Può il tarantismo essere considerato il dramma dell’ inquietudine, un legame del mediterraneo non solo riservato alle donneo?

Occorre preliminarmente dire che l’attribuzione del tarantismo alle donne è sostanzialmente un grande luogo comune, smentito da tanti dati storici sia nel Salento (dove probabilmente in linea di massima c’era effettivamente una prevalenza femminile, ma in qualunque epoca abbondano anche i maschi, a partire dal “tarantato” guarito che, riconoscente, si fa ritrarre nella pala d’altare della cappella di San Paolo a Galatina), e ancora di più nelle altre aree, dove invece spesso c’è una nettissima prevalenza maschile.

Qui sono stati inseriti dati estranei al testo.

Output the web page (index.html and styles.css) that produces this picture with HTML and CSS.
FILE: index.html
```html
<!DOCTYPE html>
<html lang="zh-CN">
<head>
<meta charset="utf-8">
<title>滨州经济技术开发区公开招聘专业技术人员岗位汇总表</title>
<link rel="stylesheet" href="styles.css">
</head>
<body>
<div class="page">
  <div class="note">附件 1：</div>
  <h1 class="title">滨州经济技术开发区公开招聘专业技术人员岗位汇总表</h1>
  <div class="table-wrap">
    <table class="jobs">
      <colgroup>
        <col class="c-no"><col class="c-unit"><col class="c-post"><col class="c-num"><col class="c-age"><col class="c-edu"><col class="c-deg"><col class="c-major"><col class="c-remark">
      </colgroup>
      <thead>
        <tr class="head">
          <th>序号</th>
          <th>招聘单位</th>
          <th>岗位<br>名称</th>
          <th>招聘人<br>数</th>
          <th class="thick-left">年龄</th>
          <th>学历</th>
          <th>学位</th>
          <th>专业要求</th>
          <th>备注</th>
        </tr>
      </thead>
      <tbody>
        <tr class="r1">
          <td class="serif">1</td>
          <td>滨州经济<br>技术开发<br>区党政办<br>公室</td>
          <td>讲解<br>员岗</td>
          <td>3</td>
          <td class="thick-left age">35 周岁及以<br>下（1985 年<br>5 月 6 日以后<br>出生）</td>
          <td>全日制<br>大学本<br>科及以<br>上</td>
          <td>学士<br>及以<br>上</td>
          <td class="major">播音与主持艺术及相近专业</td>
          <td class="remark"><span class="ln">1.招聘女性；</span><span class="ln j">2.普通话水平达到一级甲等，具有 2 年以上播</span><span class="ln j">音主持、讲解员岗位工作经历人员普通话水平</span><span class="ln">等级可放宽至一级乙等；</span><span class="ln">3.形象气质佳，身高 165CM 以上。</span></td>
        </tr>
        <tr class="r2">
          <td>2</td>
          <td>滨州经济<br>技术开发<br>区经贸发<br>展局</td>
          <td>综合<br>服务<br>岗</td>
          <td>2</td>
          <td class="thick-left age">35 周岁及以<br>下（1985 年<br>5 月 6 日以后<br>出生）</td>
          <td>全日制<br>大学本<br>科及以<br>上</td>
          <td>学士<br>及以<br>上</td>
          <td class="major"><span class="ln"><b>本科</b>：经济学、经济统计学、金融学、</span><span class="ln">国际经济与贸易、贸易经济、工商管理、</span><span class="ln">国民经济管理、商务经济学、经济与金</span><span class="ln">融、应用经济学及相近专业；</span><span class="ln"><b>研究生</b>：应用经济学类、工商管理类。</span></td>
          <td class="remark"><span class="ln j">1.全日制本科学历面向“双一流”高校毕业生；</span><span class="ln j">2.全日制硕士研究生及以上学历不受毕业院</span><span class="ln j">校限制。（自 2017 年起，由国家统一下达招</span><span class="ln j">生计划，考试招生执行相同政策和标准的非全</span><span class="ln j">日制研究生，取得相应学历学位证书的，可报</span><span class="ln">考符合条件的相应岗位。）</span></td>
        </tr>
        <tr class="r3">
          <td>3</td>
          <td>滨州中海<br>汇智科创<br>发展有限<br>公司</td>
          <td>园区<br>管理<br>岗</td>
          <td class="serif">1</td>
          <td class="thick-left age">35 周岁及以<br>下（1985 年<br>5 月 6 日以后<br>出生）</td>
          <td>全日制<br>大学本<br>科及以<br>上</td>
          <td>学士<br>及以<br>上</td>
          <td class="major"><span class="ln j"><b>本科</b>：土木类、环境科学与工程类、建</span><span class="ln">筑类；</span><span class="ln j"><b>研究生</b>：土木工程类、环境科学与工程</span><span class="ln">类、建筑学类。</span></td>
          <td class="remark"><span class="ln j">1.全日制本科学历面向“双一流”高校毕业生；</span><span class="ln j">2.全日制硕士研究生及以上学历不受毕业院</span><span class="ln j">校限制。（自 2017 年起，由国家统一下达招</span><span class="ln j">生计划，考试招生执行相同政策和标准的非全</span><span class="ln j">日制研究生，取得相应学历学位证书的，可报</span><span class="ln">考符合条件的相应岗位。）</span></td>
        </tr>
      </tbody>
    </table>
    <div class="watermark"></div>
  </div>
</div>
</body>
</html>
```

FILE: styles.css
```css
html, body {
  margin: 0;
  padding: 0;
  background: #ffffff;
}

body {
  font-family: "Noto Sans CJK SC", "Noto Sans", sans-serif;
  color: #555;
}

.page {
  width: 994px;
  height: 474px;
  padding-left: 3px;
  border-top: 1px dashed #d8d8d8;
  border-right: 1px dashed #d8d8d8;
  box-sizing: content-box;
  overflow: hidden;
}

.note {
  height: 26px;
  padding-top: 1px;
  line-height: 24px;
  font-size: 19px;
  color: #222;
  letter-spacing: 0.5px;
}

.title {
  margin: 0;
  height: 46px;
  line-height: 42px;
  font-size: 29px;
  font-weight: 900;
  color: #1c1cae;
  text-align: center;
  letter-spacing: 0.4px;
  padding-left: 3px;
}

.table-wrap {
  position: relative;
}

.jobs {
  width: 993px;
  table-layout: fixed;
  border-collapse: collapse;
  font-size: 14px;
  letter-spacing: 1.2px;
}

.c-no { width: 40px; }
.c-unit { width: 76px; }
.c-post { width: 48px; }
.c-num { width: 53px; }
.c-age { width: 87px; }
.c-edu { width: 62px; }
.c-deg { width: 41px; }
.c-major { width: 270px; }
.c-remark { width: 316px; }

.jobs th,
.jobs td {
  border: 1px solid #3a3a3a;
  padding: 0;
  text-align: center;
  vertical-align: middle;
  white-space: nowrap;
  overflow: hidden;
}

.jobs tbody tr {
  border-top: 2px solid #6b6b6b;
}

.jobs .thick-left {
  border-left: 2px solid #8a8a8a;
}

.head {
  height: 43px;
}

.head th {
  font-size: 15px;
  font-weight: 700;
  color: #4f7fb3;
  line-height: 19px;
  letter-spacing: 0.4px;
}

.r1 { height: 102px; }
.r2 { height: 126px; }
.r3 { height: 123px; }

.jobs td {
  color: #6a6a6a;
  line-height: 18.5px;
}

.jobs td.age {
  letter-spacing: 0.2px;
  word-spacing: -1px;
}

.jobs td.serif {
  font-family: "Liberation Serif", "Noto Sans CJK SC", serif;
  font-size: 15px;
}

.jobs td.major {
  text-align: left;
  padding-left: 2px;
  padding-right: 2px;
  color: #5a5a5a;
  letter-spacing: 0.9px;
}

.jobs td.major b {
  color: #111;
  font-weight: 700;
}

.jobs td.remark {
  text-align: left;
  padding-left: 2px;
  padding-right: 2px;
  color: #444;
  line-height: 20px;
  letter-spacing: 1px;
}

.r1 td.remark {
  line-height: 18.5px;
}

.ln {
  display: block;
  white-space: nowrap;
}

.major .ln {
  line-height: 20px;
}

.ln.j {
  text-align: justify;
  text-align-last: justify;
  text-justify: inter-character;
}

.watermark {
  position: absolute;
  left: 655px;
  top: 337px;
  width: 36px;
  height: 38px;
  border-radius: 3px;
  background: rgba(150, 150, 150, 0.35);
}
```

Sarebbe interessante indagare sul perché, nonostante tutte queste evidenti smentite, molta pubblicistica locale ma anche parecchi autorevoli studiosi “forestieri” continuino a parlare solo di “tarantate”. Detto questo, mi pare evidente che sì, il tarantismo è stato un sistema culturale, condiviso da tutta la comunità, che serviva anche in qualche modo a tentare di dare una soluzione al dramma dell’inquietudine che incombeva sempre in quelle vite precarie. De Martino parlava di “crisi della presenza”.

Come riagganciare la proliferazione mediatica alla tradizione?

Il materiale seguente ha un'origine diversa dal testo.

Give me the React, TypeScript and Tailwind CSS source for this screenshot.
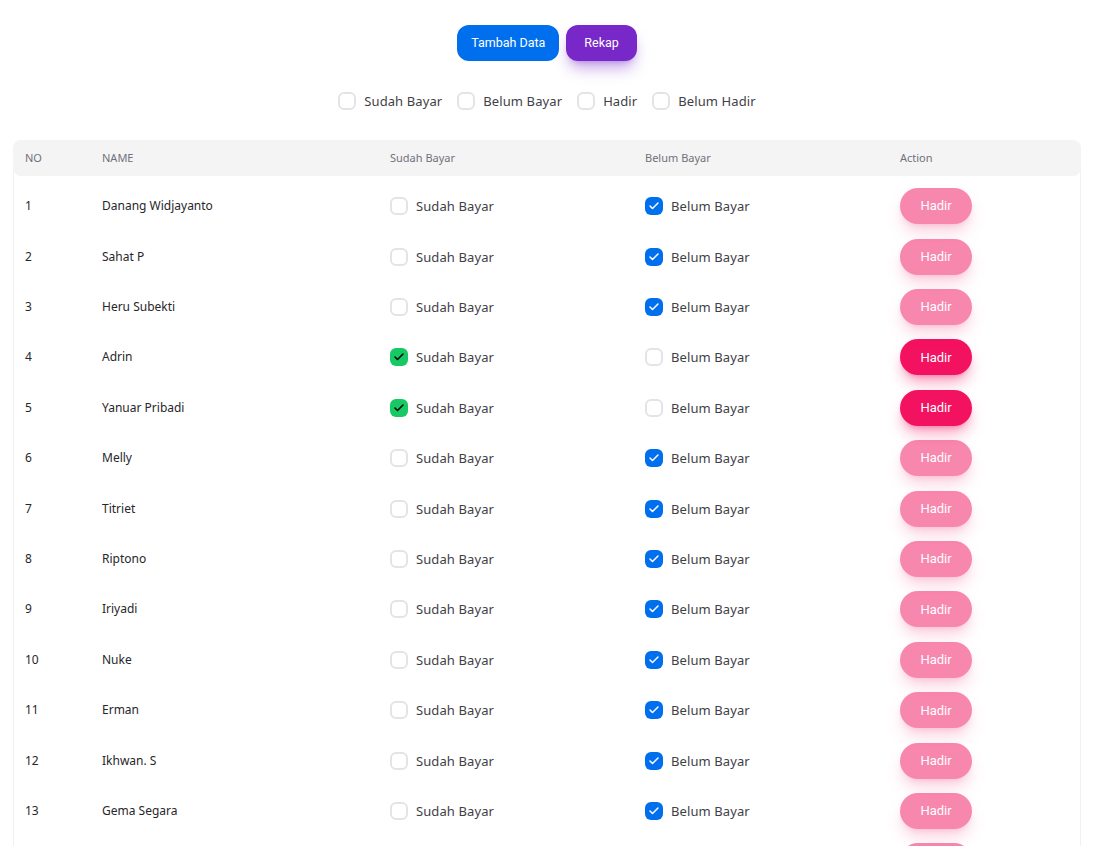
import { Check } from "lucide-react"

type Row = { name: string; paid: boolean }

const rows: Row[] = [
  { name: "Danang Widjayanto", paid: false },
  { name: "Sahat P", paid: false },
  { name: "Heru Subekti", paid: false },
  { name: "Adrin", paid: true },
  { name: "Yanuar Pribadi", paid: true },
  { name: "Melly", paid: false },
  { name: "Titriet", paid: false },
  { name: "Riptono", paid: false },
  { name: "Iriyadi", paid: false },
  { name: "Nuke", paid: false },
  { name: "Erman", paid: false },
  { name: "Ikhwan. S", paid: false },
  { name: "Gema Segara", paid: false },
  { name: "Bambang", paid: false },
  { name: "Suryani", paid: false },
]

function Box({ checked, color }: { checked?: boolean; color?: "blue" | "green" }) {
  if (!checked) {
    return <span className="block h-[18px] w-[18px] shrink-0 rounded-md border-2 border-[#e4e4e7] bg-white" />
  }
  if (color === "green") {
    return (
      <span className="flex h-[18px] w-[18px] shrink-0 items-center justify-center rounded-md bg-[#17c964]">
        <Check className="h-3 w-3 text-black" strokeWidth={3} />
      </span>
    )
  }
  return (
    <span className="flex h-[18px] w-[18px] shrink-0 items-center justify-center rounded-md bg-[#006fee]">
      <Check className="h-3 w-3 text-white" strokeWidth={3} />
    </span>
  )
}

function CheckLabel({ label, checked, color }: { label: string; checked?: boolean; color?: "blue" | "green" }) {
  return (
    <label className="flex h-[18px] items-center gap-2">
      <Box checked={checked} color={color} />
      <span className="text-[13px] leading-[18px] tracking-[0.1px] text-[#3f3f46]">{label}</span>
    </label>
  )
}

export default function App() {
  return (
    <div className="min-h-screen bg-white font-['Noto_Sans',sans-serif]">
      <div className="flex justify-center gap-[7px] pt-[25px]">
        <button className="h-9 rounded-xl bg-[#006fee] px-[14px] font-['Roboto',sans-serif] text-[12.5px] text-white">
          Tambah Data
        </button>
        <button className="h-9 rounded-xl bg-[#7828c8] px-[18px] font-['Roboto',sans-serif] text-[12.5px] text-white shadow-lg shadow-[#7828c8]/40">
          Rekap
        </button>
      </div>

      <div className="mt-[31px] flex justify-center gap-[15px]">
        <CheckLabel label="Sudah Bayar" />
        <CheckLabel label="Belum Bayar" />
        <CheckLabel label="Hadir" />
        <CheckLabel label="Belum Hadir" />
      </div>

      <div className="mx-[13px] mt-[30px] rounded-xl border border-[#f1f1f3]">
        <div className="-mx-px -mt-px grid h-9 grid-cols-[77px_288px_255px_255px_1fr] items-center rounded-lg bg-[#f4f4f5] px-3 text-[11px] text-[#71717a]">
          <div>NO</div>
          <div>NAME</div>
          <div>Sudah Bayar</div>
          <div>Belum Bayar</div>
          <div>Action</div>
        </div>
        <div className="pt-[5px]">
          {rows.map((r, i) => (
            <div
              key={i}
              className="grid h-[50.42px] grid-cols-[77px_288px_255px_255px_1fr] items-center px-[11px] text-[12px] text-[#27272a]"
            >
              <div>{i + 1}</div>
              <div>{r.name}</div>
              <div>
                <CheckLabel label="Sudah Bayar" checked={r.paid} color="green" />
              </div>
              <div>
                <CheckLabel label="Belum Bayar" checked={!r.paid} color="blue" />
              </div>
              <div>
                <button
                  className={
                    "h-9 w-[72px] rounded-full bg-[#f31260] font-['Roboto',sans-serif] text-[13px] text-white shadow-lg shadow-[#f31260]/40 " +
                    (r.paid ? "" : "opacity-50")
                  }
                >
                  Hadir
                </button>
              </div>
            </div>
          ))}
        </div>
      </div>
    </div>
  )
}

In una situazione come quella salentina, dove la mediatizzazione e la “festivalizzazione” di questo particolare aspetto della tradizione sono arrivate a livelli quasi parossistici, tenere aperto un canale di senso con la memoria culturale effettiva è sempre più difficile. Occorrerebbe offrire a chi non si accontenta delle banalizzazioni e del divertimentificio degli strumenti di comprensione e di approfondimento, ma su questo genere di azioni, nonostante un dibattito ultradecennale, non si è riusciti ancora a far impegnare le istituzioni – a partire da quella più importante e direi anche più “ricca” che opera in questo campo, la Notte della taranta – che sono le uniche ad avere gli strumenti e le risorse per impostare un lavoro culturale non frammentario e non episodico. Rimane così un lavoro di base, fatto da singoli e da piccole associazioni, che riesce ad ottenere piccoli, per quanto preziosi, risultati. In questo senso, c’è da essere molto preoccupati, perché continuando così, in poco tempo tutto si consumerà in un grande falò dell’effimero estivo, e da “valorizzare” rimarrà ben poco.